(DIRECTION) All of the listing below must be repeated word for word. Pictures are the only thing to omit.

(DATASET CONTENT)

--- begin ---

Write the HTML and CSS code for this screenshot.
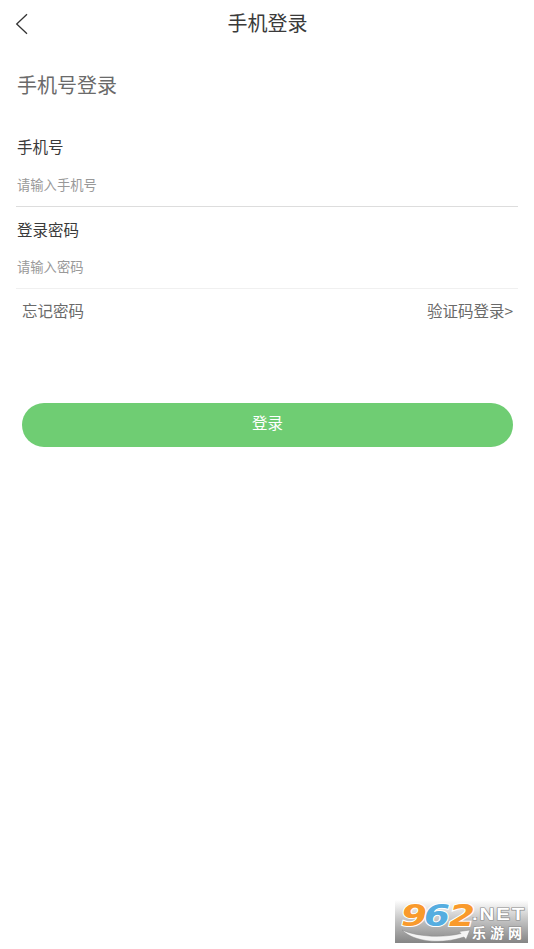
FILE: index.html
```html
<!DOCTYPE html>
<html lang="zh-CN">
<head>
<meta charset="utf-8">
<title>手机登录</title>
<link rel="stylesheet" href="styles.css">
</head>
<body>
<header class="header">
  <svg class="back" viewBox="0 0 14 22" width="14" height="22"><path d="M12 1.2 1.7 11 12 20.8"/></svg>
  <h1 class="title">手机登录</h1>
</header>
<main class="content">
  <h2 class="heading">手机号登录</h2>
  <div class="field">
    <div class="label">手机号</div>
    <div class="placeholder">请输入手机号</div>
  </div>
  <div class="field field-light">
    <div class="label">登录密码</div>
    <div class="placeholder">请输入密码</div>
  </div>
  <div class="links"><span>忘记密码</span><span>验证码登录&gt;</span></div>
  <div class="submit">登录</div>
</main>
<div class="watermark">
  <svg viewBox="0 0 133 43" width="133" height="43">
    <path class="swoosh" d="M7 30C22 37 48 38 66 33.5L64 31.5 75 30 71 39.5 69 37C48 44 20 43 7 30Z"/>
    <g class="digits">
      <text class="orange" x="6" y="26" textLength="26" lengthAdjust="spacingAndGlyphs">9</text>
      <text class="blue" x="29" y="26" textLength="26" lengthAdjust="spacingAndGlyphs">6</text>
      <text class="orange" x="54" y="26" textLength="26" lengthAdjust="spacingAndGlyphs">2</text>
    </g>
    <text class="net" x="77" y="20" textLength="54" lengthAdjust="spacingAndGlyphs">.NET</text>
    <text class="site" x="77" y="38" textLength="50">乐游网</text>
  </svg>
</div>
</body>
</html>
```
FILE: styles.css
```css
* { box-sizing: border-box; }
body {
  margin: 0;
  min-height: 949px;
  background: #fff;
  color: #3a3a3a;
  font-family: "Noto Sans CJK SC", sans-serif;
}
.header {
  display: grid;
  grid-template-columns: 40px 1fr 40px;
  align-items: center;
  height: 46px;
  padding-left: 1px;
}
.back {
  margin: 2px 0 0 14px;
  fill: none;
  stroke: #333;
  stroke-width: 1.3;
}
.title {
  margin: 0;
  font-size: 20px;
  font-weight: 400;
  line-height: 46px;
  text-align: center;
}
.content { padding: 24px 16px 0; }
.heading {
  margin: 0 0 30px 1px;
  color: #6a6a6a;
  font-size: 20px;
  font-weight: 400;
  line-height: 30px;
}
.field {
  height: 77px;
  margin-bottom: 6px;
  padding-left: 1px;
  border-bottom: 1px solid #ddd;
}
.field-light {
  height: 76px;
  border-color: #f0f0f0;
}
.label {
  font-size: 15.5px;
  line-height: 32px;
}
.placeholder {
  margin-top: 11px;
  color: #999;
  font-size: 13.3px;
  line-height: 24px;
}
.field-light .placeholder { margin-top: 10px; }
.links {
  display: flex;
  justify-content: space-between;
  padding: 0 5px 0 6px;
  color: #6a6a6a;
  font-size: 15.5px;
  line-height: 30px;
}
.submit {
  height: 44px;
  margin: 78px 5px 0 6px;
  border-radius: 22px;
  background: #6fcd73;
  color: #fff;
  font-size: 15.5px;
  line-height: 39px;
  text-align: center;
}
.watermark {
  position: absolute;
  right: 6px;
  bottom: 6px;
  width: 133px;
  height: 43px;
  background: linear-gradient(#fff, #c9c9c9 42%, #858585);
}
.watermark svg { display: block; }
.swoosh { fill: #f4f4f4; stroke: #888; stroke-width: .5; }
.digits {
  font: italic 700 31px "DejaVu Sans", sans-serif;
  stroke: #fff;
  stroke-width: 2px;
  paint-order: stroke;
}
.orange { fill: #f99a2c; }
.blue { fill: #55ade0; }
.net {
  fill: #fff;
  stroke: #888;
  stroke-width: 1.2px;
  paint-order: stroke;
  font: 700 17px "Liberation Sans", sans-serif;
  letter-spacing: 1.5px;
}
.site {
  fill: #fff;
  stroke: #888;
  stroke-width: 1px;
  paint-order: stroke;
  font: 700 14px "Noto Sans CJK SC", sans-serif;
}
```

--- end ---

(RESPONSE BELOW)
Write the HTML and CSS code for this screenshot.
FILE: index.html
```html
<!DOCTYPE html>
<html lang="zh-CN">
<head>
<meta charset="utf-8">
<title>手机登录</title>
<link rel="stylesheet" href="styles.css">
</head>
<body>
<header class="header">
  <svg class="back" viewBox="0 0 14 22" width="14" height="22"><path d="M12 1.2 1.7 11 12 20.8"/></svg>
  <h1 class="title">手机登录</h1>
</header>
<main class="content">
  <h2 class="heading">手机号登录</h2>
  <div class="field">
    <div class="label">手机号</div>
    <div class="placeholder">请输入手机号</div>
  </div>
  <div class="field field-light">
    <div class="label">登录密码</div>
    <div class="placeholder">请输入密码</div>
  </div>
  <div class="links"><span>忘记密码</span><span>验证码登录&gt;</span></div>
  <div class="submit">登录</div>
</main>
<div class="watermark">
  <svg viewBox="0 0 133 43" width="133" height="43">
    <path class="swoosh" d="M7 30C22 37 48 38 66 33.5L64 31.5 75 30 71 39.5 69 37C48 44 20 43 7 30Z"/>
    <g class="digits">
      <text class="orange" x="6" y="26" textLength="26" lengthAdjust="spacingAndGlyphs">9</text>
      <text class="blue" x="29" y="26" textLength="26" lengthAdjust="spacingAndGlyphs">6</text>
      <text class="orange" x="54" y="26" textLength="26" lengthAdjust="spacingAndGlyphs">2</text>
    </g>
    <text class="net" x="77" y="20" textLength="54" lengthAdjust="spacingAndGlyphs">.NET</text>
    <text class="site" x="77" y="38" textLength="50">乐游网</text>
  </svg>
</div>
</body>
</html>
```
FILE: styles.css
```css
* { box-sizing: border-box; }
body {
  margin: 0;
  min-height: 949px;
  background: #fff;
  color: #3a3a3a;
  font-family: "Noto Sans CJK SC", sans-serif;
}
.header {
  display: grid;
  grid-template-columns: 40px 1fr 40px;
  align-items: center;
  height: 46px;
  padding-left: 1px;
}
.back {
  margin: 2px 0 0 14px;
  fill: none;
  stroke: #333;
  stroke-width: 1.3;
}
.title {
  margin: 0;
  font-size: 20px;
  font-weight: 400;
  line-height: 46px;
  text-align: center;
}
.content { padding: 24px 16px 0; }
.heading {
  margin: 0 0 30px 1px;
  color: #6a6a6a;
  font-size: 20px;
  font-weight: 400;
  line-height: 30px;
}
.field {
  height: 77px;
  margin-bottom: 6px;
  padding-left: 1px;
  border-bottom: 1px solid #ddd;
}
.field-light {
  height: 76px;
  border-color: #f0f0f0;
}
.label {
  font-size: 15.5px;
  line-height: 32px;
}
.placeholder {
  margin-top: 11px;
  color: #999;
  font-size: 13.3px;
  line-height: 24px;
}
.field-light .placeholder { margin-top: 10px; }
.links {
  display: flex;
  justify-content: space-between;
  padding: 0 5px 0 6px;
  color: #6a6a6a;
  font-size: 15.5px;
  line-height: 30px;
}
.submit {
  height: 44px;
  margin: 78px 5px 0 6px;
  border-radius: 22px;
  background: #6fcd73;
  color: #fff;
  font-size: 15.5px;
  line-height: 39px;
  text-align: center;
}
.watermark {
  position: absolute;
  right: 6px;
  bottom: 6px;
  width: 133px;
  height: 43px;
  background: linear-gradient(#fff, #c9c9c9 42%, #858585);
}
.watermark svg { display: block; }
.swoosh { fill: #f4f4f4; stroke: #888; stroke-width: .5; }
.digits {
  font: italic 700 31px "DejaVu Sans", sans-serif;
  stroke: #fff;
  stroke-width: 2px;
  paint-order: stroke;
}
.orange { fill: #f99a2c; }
.blue { fill: #55ade0; }
.net {
  fill: #fff;
  stroke: #888;
  stroke-width: 1.2px;
  paint-order: stroke;
  font: 700 17px "Liberation Sans", sans-serif;
  letter-spacing: 1.5px;
}
.site {
  fill: #fff;
  stroke: #888;
  stroke-width: 1px;
  paint-order: stroke;
  font: 700 14px "Noto Sans CJK SC", sans-serif;
}
```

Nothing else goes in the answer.